Jakarta, Ragamharian.com – Indeks Harga Saham Gabungan (IHSG) mengakhiri pekan dengan koreksi, ditutup pada level 7.113,42 pada perdagangan Kamis (5/6). Meskipun mencatat kenaikan harian sebesar 0,63%, secara akumulatif dalam sepekan, IHSG tercatat turun 1,19%, mencerminkan kekhawatiran yang masih menyelimuti pasar modal Indonesia.
Direktur Pilarmas Investindo Sekuritas, Maximilianus Nico Demus, menjelaskan bahwa optimisme pasar sempat tumbuh ketika sinyal komunikasi positif muncul antara dua kekuatan ekonomi terbesar dunia, Amerika Serikat dan Tiongkok. Namun, absennya kesepakatan konkret di antara keduanya justru memicu kembali kecemasan di kalangan investor. Nico menggambarkan situasi ini sebagai “hubungan Amerika-Tiongkok yang tidak jadi baikan,” seolah-olah kedua negara kembali saling tuding alih-alih mencapai resolusi.
Ketidakpastian geopolitik global yang belum mereda ini, menurut Nico, membuat pelaku pasar cenderung bersikap hati-hati (wait and see). Proyeksi penurunan pertumbuhan ekonomi global yang disampaikan oleh Organisasi Kerja Sama Ekonomi dan Pembangunan (OECD) semakin memperburuk sentimen. OECD bahkan menggarisbawahi bahwa kemerosotan pertumbuhan ini tidak hanya terjadi secara global, namun nyaris merata di seluruh negara, dampak langsung dari kebijakan tarif dan tekanan eksternal lainnya yang menciptakan ketidakpastian.
Di sisi domestik, meskipun belum menjadi faktor dominan, tekanan tetap terasa. Nico menyoroti penurunan surplus neraca perdagangan Indonesia pada Mei lalu, yang merupakan terendah dalam lima tahun terakhir, serta tren penurunan inflasi. Ia menjelaskan bahwa inflasi yang melandai mengindikasikan melemahnya konsumsi dan daya beli masyarakat. Kondisi ini menjadi sinyal kuat bagi pemerintah untuk segera mengeluarkan stimulus fiskal, seperti diskon transportasi dan bantuan langsung tunai yang baru-baru ini diumumkan.
Melihat pergerakan IHSG ke depan, Nico menilai koreksi teknikal masih dalam batas wajar selama indeks bertahan di atas level psikologis 7.000. “Selama masih bertahan di atas 7.000, peluang penguatan masih terbuka,” ujarnya. Namun, ia menekankan bahwa arah pergerakan selanjutnya akan sangat bergantung pada perkembangan hubungan AS-Tiongkok di pekan mendatang.

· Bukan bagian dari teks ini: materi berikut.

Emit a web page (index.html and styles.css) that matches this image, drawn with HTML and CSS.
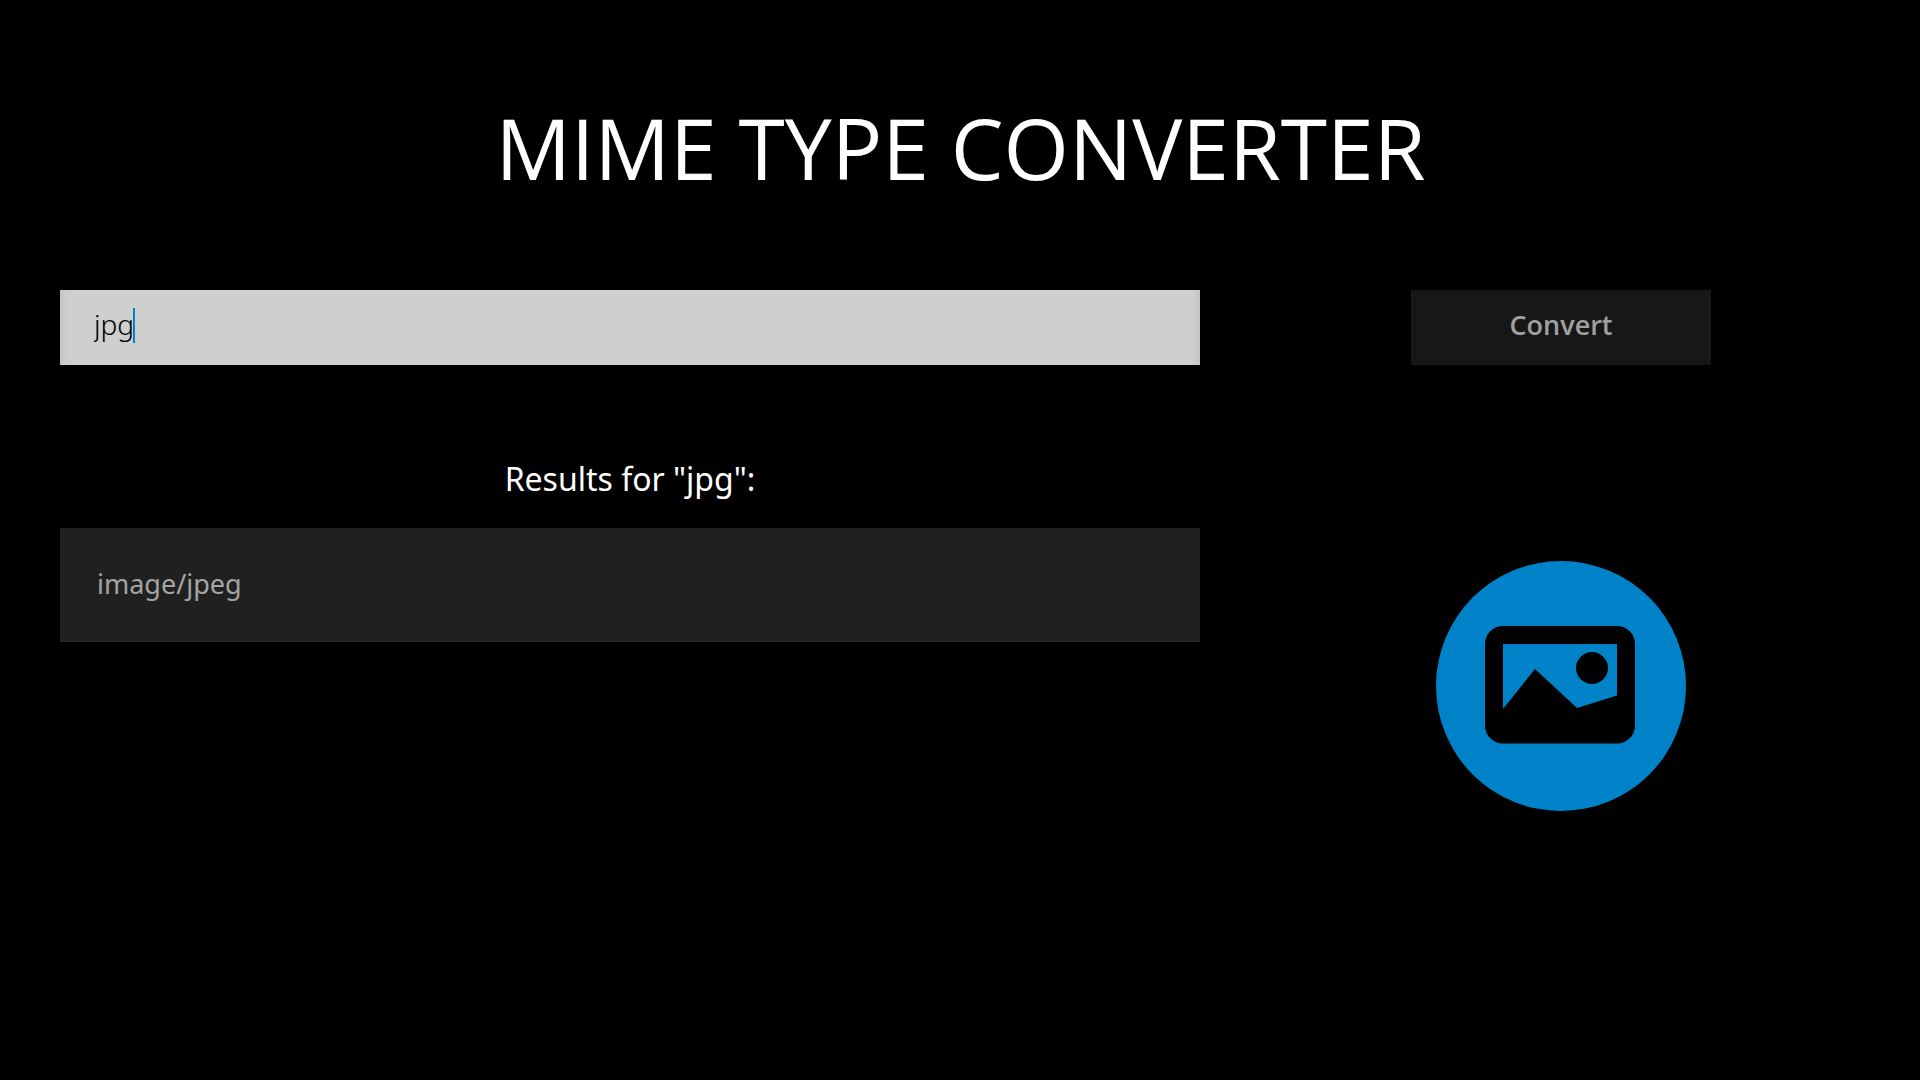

Menambahkan analisis, Investment Analyst Edvisor Profina Visindo, Ahmad Iqbal Suyudi, menyatakan bahwa secara teknikal, IHSG memang sudah berada di area resistance jangka pendek, sehingga koreksi yang terjadi minggu ini sudah dapat diantisipasi sejak awal. Iqbal memperkirakan pelemahan IHSG masih bersifat terbatas, dengan level support kuat yang juga berada di kisaran 7.000.
Selain faktor teknikal, Iqbal mengemukakan bahwa pasar juga tengah menantikan rilis data ketenagakerjaan dari Amerika Serikat, khususnya Non-Farm Payroll (NFP) dan tingkat pengangguran. “Selama data itu belum dirilis, investor cenderung wait and see. Itu sebabnya ruang pergerakan IHSG terbatas,” jelasnya.
Dari perspektif domestik, Iqbal melihat kondisi inflasi yang melandai sebagai sentimen positif. Ini memberikan ruang bagi Bank Indonesia untuk mempertimbangkan kembali penurunan suku bunga acuan. “Jika inflasi tetap dalam batas aman dan nilai tukar rupiah stabil, peluang penurunan suku bunga lanjutan terbuka lebar, dan ini bisa menjadi katalis baru yang positif bagi pasar saham Indonesia,” pungkas Iqbal.